QUADS Financial Group, Inc., Frederick, Maryland ("QUADS") filed an application to organize a nondepository trust company, pursuant to 9-B M.R.S.A. Chapter 121, to be known as QUADS Trust Company ("QTC-ME"). QTC-ME's office will be located at 12 W. Church Street, Frederick, Maryland but QTC-ME will have a registered office at 45 Memorial Circle, Augusta, Maine. QUADS has also requested permission to merge its wholly-owned subsidiary, QUADS Trust Company, Frederick, Maryland ("QTC") with and into QTC-ME.

The application was accepted for processing on May 16, 2002. Public notice, as required by Title 9-B M.R.S.A. 252.2(B) and 312.3, was provided by publication and mail to interested parties affording them an opportunity to submit written comments or request a hearing. The Bureau received no comments during the public comment period ending June 21, 2002.

A Principal Bank Examiner of the Maine Bureau of Financial Institutions conducted an investigation of this transaction. All evidence and pertinent material which were considered by the Examiner were also considered by the Superintendent in reaching his decision.

QUADS began selling and servicing defined contribution retirement plans in 1968. QTC engages exclusively in providing custodial and recordkeeping services for pension and retirement plans established by individuals and business entities. Services provided by QTC include plan accounting and reporting, participant recordkeeping (including certain compliance testing), participant loan processing, execution of buy and sell orders, and plan and participant level reporting. All accounts are self-directed and QTC does not have any discretionary authority for the accounts that it services. QTC's recordkeeping systems support all types of defined contribution retirement plans (e.g., 401(a), 401(k), 403(b), 408 and 457 plans and individual retirement accounts). Participant assets held in retirement plans are segregated from QTC assets through the use of nominee registrations.

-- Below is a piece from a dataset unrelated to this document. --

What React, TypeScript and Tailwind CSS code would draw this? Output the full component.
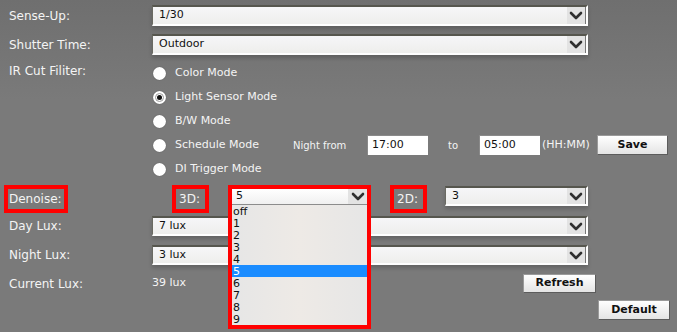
import React from "react";

function Chevron() {
  return (
    <svg width="14" height="9" viewBox="0 0 14 9" aria-hidden="true">
      <polyline points="2,2 7,7 12,2" fill="none" stroke="#2f2f2f" strokeWidth="2.6" strokeLinecap="round" strokeLinejoin="round" />
    </svg>
  );
}

function Select({ value, className = "" }: { value: string; className?: string }) {
  return (
    <div
      className={`flex items-stretch border-t-2 border-l border-t-[#56564e] border-l-[#6a6a62] border-r-2 border-b-2 border-r-white border-b-white bg-[linear-gradient(#f6f6f8,#eeeeec)] shadow-[0_3px_4px_rgba(0,0,0,0.18)] ${className}`}
    >
      <span className="flex-1 flex items-center pl-[6px] text-[11px] text-[#111]">{value}</span>
      <span className="w-[19px] flex items-center justify-center bg-[#e3e3e3] border-r border-r-[#777]">
        <Chevron />
      </span>
    </div>
  );
}

function Radio({ checked = false }: { checked?: boolean }) {
  return (
    <span className="w-[13px] h-[13px] rounded-full bg-white flex items-center justify-center shadow-[0_0_1px_rgba(0,0,0,0.5)]">
      {checked && (
        <span className="w-[9px] h-[9px] rounded-full border border-[#9a9a9a] flex items-center justify-center">
          <span className="w-[5px] h-[5px] rounded-full bg-[#111]" />
        </span>
      )}
    </span>
  );
}

function Button({ label, className = "" }: { label: string; className?: string }) {
  return (
    <div
      className={`flex items-center justify-center border border-[#9a9a9a] border-r-[#5c5c5c] border-b-[#5c5c5c] bg-[linear-gradient(#ffffff,#e4e4e4)] text-[11px] font-bold text-[#111] ${className}`}
    >
      {label}
    </div>
  );
}

function TimeInput({ value }: { value: string }) {
  return (
    <div className="w-[61px] h-[20px] flex items-center pl-[4px] bg-white border-t border-l border-t-[#8a8a8a] border-l-[#8a8a8a] text-[11px] text-[#111]">
      {value}
    </div>
  );
}

const options = ["off", "1", "2", "3", "4", "5", "6", "7", "8", "9"];

export default function App() {
  const radios = ["Color Mode", "Light Sensor Mode", "B/W Mode", "Schedule Mode", "DI Trigger Mode"];
  return (
    <div className="relative w-[677px] h-[332px] overflow-hidden bg-[linear-gradient(#6f6f6f,#7a7a7a_30%,#7a7a7a)] font-['DejaVu_Sans',Verdana,sans-serif] text-[11px] text-[#f4f4f4]">
      <div className="flex flex-col pt-[5px]">
        <div className="flex items-center h-[21px]">
          <span className="w-[152px] pl-[9px] text-[12px]">Sense-Up:</span>
          <Select value="1/30" className="w-[436px] h-[21px]" />
        </div>
        <div className="flex items-center h-[21px] mt-[8px]">
          <span className="w-[152px] pl-[9px] text-[12px]">Shutter Time:</span>
          <Select value="Outdoor" className="w-[436px] h-[21px]" />
        </div>

        <div className="flex mt-[6px]">
          <div className="w-[152px] pl-[9px] h-[20px] flex items-center text-[12px]">IR Cut Filiter:</div>
          <div className="flex flex-col">
            {radios.map((r, i) => (
              <div key={r} className="flex items-center h-[24px]">
                <div className="w-[141px] flex items-center">
                  <span className="ml-[1px]">
                    <Radio checked={i === 1} />
                  </span>
                  <span className="ml-[9px]">{r}</span>
                </div>
                {i === 3 && (
                  <div className="flex items-center">
                    <span className="w-[74px] text-[10px]">Night from</span>
                    <TimeInput value="17:00" />
                    <span className="ml-[20px] w-[31px] text-[10px]">to</span>
                    <TimeInput value="05:00" />
                    <span className="ml-[2px] w-[55px]">(HH:MM)</span>
                    <Button label="Save" className="w-[71px] h-[20px]" />
                  </div>
                )}
              </div>
            ))}
          </div>
        </div>

        <div className="flex items-start h-[28px] mt-[4px] text-[12px]">
          <div className="ml-[4px] w-[64px] h-[28px] border-4 border-[#ff0000] flex items-center pl-[1px]">Denoise:</div>
          <div className="ml-[104px] w-[37px] h-[28px] border-4 border-[#ff0000] flex items-center pl-[3px]">3D:</div>
          <div className="relative ml-[19px] w-[143px] h-[28px]">
            <div className="absolute left-0 top-0 z-10 w-[143px] border-4 border-[#ff0000] bg-[#ececec]">
              <div className="flex h-[16px] bg-[linear-gradient(#ffffff,#f0f0f0)] border-b border-b-[#8c8c8c]">
                <span className="flex-1 flex items-center pl-[4px] text-[11px] text-[#111]">5</span>
                <span className="w-[19px] flex items-center justify-center bg-[#e3e3e3]">
                  <Chevron />
                </span>
              </div>
              <div className="flex flex-col bg-[linear-gradient(90deg,#e6e6e6,#eeeae6_50%,#e6e6e6)]">
                {options.map((o) => (
                  <div
                    key={o}
                    className={`h-[12px] flex items-center pl-[1px] text-[11px] leading-none ${
                      o === "5" ? "bg-[#1a8cff] text-white" : "text-[#111]"
                    }`}
                  >
                    {o}
                  </div>
                ))}
              </div>
            </div>
          </div>
          <div className="ml-[19px] w-[37px] h-[28px] border-4 border-[#ff0000] flex items-center pl-[3px]">2D:</div>
          <Select value="3" className="ml-[18px] mt-[1px] w-[143px] h-[20px]" />
        </div>

        <div className="flex items-center h-[20px] mt-[3px]">
          <span className="w-[152px] pl-[9px] text-[12px]">Day Lux:</span>
          <Select value="7 lux" className="w-[436px] h-[20px]" />
        </div>
        <div className="flex items-center h-[20px] mt-[9px]">
          <span className="w-[152px] pl-[9px] text-[12px]">Night Lux:</span>
          <Select value="3 lux" className="w-[436px] h-[20px]" />
        </div>
        <div className="flex items-center h-[19px] mt-[9px]">
          <span className="w-[152px] pl-[9px] text-[12px]">Current Lux:</span>
          <span className="w-[371px]">39 lux</span>
          <Button label="Refresh" className="w-[73px] h-[19px]" />
        </div>
        <div className="flex h-[20px] mt-[7px] pl-[598px]">
          <Button label="Default" className="w-[72px] h-[20px]" />
        </div>
      </div>
    </div>
  );
}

QUADS has three operating subsidiaries:

  • QUADS Trust Company ("QTC"): A nondepository trust company chartered by the Maryland Commissioner of Financial Regulation in 1991; serves as custodian for all assets held on behalf of QUADS plan participants; is the contract holder of all QUADS plans. QTC is also registered with the Securities and Exchange Commission ("SEC") as a transfer agent.
  • Qualified Investors Management Corporation ("QIMC"): Formed in 1972, QIMC is the recordkeeper and administrator for all QUADS retirement plans; QIMC developed and maintains the QUADS proprietary software system.
  • The House of Securities Company ("HOS"): Formed in 1958, HOS is a SEC-registered broker-dealer; executes all trades for QUADS plans that are not directed by the plan or participant to another broker-dealer.

QIMC, pursuant to a written Custodial Agreement with QTC, processes participant transactions and provides all necessary recordkeeping and administrative services to QTC. The transactions and records are processed on proprietary software developed and maintained by QIMC. Participants are able to access and interact with their accounts daily, via the internet or a voice response unit.

QUADS plans are distributed to the public through three channels: (1) private-labeled for institutions, such as banks, insurance companies and mutual fund companies; (2) independent broker-dealers and advisors; and (3) direct to employers and individuals. More than three-fourths of new business is projected to come from private-label relationships, by either providing full administrative and recordkeeping functions or by limited additional services. QTC currently has more than 10,000 participants and $500 million in assets under custody. It has conservatively projected increases to 320,000 and $20 billion, respectively, by the end of 2004. QUADS has recently signed substantial contracts with a large U.S. regional bank and a very large internationally-owned insurance company; the latter contract alone is expected to add a minimum of 150,000 participants over a five-year time period. QUADS has also signed or is in the process of finalizing other smaller private-label and independent broker-dealer contracts.

In recent years, the financial performance of both QTC and QUADS has been negatively impacted by software conversion costs (from non-scaleable proprietary software to scaleable proprietary software), a planned initial public offering and, most recently, the economic downturn. The first two events not only added substantial expenses, but also severely limited marketing efforts and therefore constrained growth. Nevertheless, due to a combination of strong initial capital and additional equity injections from the principals of QUADS, QTC is adequately capitalized.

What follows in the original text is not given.